__Goal__
Keep only those lines of the records that include the string "this".

-- Material shown start --

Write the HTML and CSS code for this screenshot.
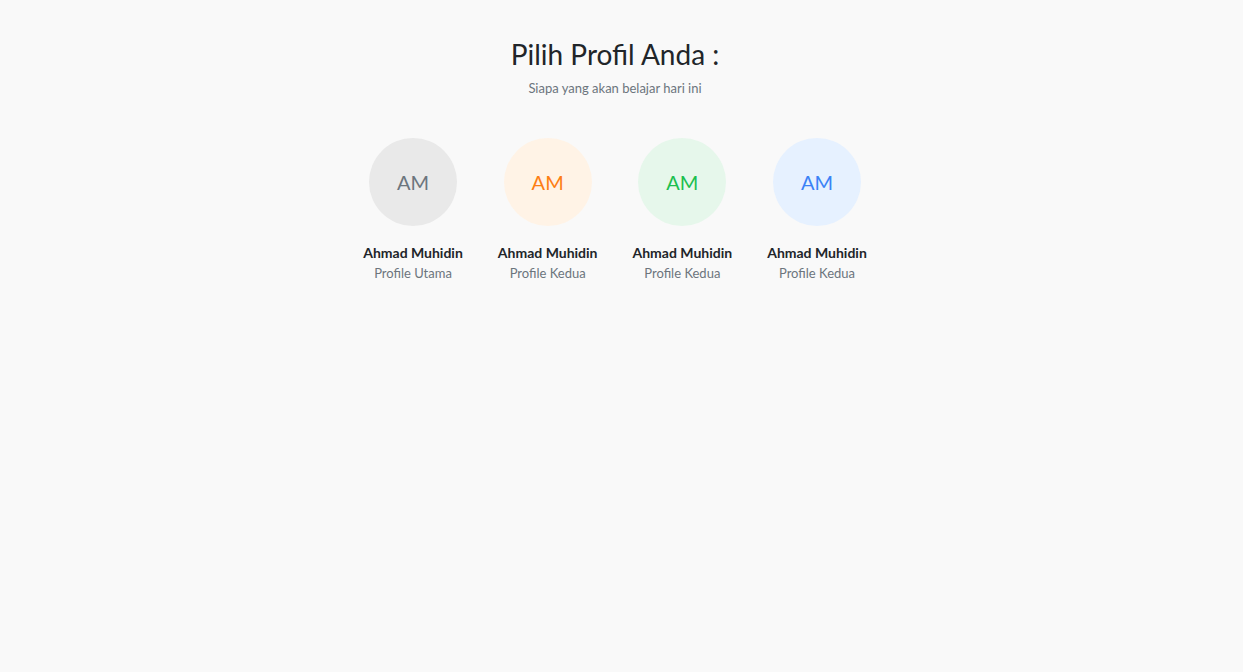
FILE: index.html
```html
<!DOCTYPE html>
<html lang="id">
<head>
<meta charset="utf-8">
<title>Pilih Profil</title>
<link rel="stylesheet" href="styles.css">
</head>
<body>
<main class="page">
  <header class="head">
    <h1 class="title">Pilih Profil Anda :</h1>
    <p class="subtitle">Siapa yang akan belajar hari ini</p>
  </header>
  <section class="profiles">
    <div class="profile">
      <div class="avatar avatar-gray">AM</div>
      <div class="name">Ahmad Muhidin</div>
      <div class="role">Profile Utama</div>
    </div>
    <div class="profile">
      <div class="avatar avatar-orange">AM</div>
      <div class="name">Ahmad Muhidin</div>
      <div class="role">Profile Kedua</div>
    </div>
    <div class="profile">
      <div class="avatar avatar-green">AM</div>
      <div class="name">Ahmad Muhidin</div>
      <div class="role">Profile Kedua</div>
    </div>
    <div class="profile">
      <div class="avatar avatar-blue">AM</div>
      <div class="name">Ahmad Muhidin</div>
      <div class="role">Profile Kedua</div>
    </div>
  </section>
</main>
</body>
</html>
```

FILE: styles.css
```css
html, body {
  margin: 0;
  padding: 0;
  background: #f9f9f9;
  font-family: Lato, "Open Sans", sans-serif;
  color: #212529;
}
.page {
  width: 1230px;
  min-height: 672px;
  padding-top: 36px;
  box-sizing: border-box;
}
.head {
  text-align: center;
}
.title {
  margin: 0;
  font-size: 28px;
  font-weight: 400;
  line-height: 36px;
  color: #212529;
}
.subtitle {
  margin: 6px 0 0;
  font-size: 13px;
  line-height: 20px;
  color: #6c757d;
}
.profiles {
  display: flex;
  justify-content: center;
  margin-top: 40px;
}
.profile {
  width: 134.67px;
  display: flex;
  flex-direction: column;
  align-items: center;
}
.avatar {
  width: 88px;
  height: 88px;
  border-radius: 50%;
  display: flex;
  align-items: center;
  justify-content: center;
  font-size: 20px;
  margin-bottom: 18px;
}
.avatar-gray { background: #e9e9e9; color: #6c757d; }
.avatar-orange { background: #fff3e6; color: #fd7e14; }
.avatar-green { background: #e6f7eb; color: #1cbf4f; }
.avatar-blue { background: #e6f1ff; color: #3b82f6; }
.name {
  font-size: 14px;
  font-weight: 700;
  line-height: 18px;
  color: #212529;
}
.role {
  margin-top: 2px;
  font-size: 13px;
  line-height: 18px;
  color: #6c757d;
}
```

-- Material shown end --
-- Material shown start --

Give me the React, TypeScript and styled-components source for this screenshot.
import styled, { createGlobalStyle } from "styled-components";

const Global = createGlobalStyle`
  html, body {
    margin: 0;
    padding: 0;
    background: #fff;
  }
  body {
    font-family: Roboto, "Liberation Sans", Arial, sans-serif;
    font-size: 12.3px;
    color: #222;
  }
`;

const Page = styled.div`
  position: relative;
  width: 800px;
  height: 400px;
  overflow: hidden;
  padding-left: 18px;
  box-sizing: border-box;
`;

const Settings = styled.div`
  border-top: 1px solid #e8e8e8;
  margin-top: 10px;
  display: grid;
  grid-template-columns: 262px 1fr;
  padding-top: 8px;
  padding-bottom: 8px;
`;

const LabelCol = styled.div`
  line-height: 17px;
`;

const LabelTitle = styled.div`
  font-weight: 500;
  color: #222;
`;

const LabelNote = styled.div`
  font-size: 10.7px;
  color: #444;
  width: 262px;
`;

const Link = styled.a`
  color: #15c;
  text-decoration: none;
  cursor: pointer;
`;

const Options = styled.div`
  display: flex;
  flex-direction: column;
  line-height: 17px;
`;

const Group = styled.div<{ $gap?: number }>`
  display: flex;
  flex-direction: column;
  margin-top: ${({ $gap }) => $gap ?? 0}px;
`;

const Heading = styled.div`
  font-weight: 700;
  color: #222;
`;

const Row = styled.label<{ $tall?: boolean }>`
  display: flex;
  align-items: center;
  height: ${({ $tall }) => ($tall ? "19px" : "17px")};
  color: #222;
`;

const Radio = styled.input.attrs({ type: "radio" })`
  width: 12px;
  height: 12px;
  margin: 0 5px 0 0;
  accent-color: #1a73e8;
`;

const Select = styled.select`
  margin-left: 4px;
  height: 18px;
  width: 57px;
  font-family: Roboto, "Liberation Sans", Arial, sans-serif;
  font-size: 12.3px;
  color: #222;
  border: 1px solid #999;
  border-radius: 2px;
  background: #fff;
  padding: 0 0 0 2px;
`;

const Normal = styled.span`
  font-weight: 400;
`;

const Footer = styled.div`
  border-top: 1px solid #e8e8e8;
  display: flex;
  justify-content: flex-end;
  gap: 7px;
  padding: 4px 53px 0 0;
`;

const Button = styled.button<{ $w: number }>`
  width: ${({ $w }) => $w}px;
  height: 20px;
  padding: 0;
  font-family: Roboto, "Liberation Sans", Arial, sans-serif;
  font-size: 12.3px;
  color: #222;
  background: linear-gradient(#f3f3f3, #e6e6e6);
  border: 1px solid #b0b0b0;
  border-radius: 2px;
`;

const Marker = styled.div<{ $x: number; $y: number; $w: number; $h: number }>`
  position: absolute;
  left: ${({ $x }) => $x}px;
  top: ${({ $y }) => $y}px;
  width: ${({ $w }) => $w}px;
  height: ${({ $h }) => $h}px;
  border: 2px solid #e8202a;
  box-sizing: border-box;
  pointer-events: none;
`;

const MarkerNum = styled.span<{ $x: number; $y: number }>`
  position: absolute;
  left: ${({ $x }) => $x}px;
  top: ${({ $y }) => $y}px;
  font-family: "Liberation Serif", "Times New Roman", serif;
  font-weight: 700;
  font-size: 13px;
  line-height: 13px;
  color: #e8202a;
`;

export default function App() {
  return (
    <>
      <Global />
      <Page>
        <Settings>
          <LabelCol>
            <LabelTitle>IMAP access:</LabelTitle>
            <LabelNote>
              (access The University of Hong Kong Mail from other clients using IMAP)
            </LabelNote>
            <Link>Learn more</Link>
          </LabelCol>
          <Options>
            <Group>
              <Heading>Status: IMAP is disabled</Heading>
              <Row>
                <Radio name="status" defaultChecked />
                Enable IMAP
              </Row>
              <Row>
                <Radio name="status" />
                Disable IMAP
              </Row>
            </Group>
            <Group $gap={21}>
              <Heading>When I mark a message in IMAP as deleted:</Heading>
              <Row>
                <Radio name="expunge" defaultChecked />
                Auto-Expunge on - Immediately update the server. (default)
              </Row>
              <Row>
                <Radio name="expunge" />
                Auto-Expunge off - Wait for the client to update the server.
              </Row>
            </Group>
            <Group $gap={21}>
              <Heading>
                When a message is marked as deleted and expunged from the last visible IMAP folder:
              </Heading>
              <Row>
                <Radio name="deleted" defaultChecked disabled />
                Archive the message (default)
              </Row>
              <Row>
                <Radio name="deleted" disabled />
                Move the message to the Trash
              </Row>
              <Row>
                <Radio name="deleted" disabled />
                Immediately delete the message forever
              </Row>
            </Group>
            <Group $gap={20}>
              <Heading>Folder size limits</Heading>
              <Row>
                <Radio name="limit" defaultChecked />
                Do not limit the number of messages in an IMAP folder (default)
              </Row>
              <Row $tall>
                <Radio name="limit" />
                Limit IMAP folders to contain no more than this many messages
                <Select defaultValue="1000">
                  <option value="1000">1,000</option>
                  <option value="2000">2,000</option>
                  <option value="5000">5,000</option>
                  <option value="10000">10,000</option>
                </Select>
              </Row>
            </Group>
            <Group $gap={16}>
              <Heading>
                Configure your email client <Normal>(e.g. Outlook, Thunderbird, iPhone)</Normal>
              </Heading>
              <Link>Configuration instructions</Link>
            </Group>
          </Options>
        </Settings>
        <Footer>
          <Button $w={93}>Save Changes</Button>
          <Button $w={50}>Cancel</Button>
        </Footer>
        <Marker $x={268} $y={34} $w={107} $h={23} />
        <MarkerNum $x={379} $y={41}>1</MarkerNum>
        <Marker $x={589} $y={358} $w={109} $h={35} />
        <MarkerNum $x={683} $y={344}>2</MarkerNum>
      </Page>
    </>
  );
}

-- Material shown end --

__Solved exercise__
Write the HTML and CSS code for this screenshot.
Give me the React, TypeScript and styled-components source for this screenshot.
                Limit IMAP folders to contain no more than this many messages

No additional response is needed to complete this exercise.